[Supplied data]
•••

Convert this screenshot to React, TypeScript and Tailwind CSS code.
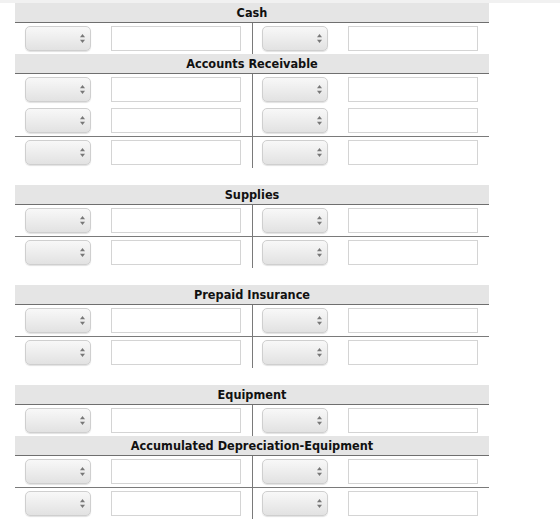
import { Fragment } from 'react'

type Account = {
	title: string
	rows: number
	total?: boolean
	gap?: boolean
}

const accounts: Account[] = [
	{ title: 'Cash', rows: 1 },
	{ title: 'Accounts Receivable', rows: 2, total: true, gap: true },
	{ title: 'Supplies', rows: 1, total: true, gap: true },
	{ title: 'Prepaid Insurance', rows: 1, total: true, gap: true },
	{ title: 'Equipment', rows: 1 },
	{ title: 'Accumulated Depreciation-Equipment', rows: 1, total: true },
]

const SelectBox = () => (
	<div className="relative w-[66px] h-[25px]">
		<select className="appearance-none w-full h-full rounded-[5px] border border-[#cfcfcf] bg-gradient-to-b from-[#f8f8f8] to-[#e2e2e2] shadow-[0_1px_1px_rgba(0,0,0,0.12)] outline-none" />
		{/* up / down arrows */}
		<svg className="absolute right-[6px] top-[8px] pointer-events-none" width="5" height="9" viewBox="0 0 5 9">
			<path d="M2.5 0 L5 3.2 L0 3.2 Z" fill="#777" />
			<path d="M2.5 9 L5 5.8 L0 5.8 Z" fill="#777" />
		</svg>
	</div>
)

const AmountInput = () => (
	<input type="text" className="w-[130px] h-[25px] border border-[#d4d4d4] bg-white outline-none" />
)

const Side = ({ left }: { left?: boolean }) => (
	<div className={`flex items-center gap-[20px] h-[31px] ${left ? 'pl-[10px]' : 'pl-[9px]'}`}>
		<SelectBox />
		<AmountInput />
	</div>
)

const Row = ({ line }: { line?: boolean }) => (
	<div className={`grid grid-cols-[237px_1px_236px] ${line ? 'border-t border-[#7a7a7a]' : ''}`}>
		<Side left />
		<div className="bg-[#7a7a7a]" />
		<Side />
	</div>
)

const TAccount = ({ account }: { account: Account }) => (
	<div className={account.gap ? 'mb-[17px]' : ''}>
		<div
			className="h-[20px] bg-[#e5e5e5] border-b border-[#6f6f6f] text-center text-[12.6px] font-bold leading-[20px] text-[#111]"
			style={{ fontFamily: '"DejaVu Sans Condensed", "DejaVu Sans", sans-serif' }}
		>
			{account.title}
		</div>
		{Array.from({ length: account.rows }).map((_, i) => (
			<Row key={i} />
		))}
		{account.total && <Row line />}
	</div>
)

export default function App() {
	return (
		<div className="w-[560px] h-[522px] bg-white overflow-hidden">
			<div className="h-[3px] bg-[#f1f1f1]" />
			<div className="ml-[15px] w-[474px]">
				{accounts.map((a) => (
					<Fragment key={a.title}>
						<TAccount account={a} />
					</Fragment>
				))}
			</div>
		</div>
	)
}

•••

Output a faithful copy of the data, with each picture left out.

Convert this screenshot to React, TypeScript and Tailwind CSS code.
import { Fragment } from 'react'

type Account = {
	title: string
	rows: number
	total?: boolean
	gap?: boolean
}

const accounts: Account[] = [
	{ title: 'Cash', rows: 1 },
	{ title: 'Accounts Receivable', rows: 2, total: true, gap: true },
	{ title: 'Supplies', rows: 1, total: true, gap: true },
	{ title: 'Prepaid Insurance', rows: 1, total: true, gap: true },
	{ title: 'Equipment', rows: 1 },
	{ title: 'Accumulated Depreciation-Equipment', rows: 1, total: true },
]

const SelectBox = () => (
	<div className="relative w-[66px] h-[25px]">
		<select className="appearance-none w-full h-full rounded-[5px] border border-[#cfcfcf] bg-gradient-to-b from-[#f8f8f8] to-[#e2e2e2] shadow-[0_1px_1px_rgba(0,0,0,0.12)] outline-none" />
		{/* up / down arrows */}
		<svg className="absolute right-[6px] top-[8px] pointer-events-none" width="5" height="9" viewBox="0 0 5 9">
			<path d="M2.5 0 L5 3.2 L0 3.2 Z" fill="#777" />
			<path d="M2.5 9 L5 5.8 L0 5.8 Z" fill="#777" />
		</svg>
	</div>
)

const AmountInput = () => (
	<input type="text" className="w-[130px] h-[25px] border border-[#d4d4d4] bg-white outline-none" />
)

const Side = ({ left }: { left?: boolean }) => (
	<div className={`flex items-center gap-[20px] h-[31px] ${left ? 'pl-[10px]' : 'pl-[9px]'}`}>
		<SelectBox />
		<AmountInput />
	</div>
)

const Row = ({ line }: { line?: boolean }) => (
	<div className={`grid grid-cols-[237px_1px_236px] ${line ? 'border-t border-[#7a7a7a]' : ''}`}>
		<Side left />
		<div className="bg-[#7a7a7a]" />
		<Side />
	</div>
)

const TAccount = ({ account }: { account: Account }) => (
	<div className={account.gap ? 'mb-[17px]' : ''}>
		<div
			className="h-[20px] bg-[#e5e5e5] border-b border-[#6f6f6f] text-center text-[12.6px] font-bold leading-[20px] text-[#111]"
			style={{ fontFamily: '"DejaVu Sans Condensed", "DejaVu Sans", sans-serif' }}
		>
			{account.title}
		</div>
		{Array.from({ length: account.rows }).map((_, i) => (
			<Row key={i} />
		))}
		{account.total && <Row line />}
	</div>
)

export default function App() {
	return (
		<div className="w-[560px] h-[522px] bg-white overflow-hidden">
			<div className="h-[3px] bg-[#f1f1f1]" />
			<div className="ml-[15px] w-[474px]">
				{accounts.map((a) => (
					<Fragment key={a.title}>
						<TAccount account={a} />
					</Fragment>
				))}
			</div>
		</div>
	)
}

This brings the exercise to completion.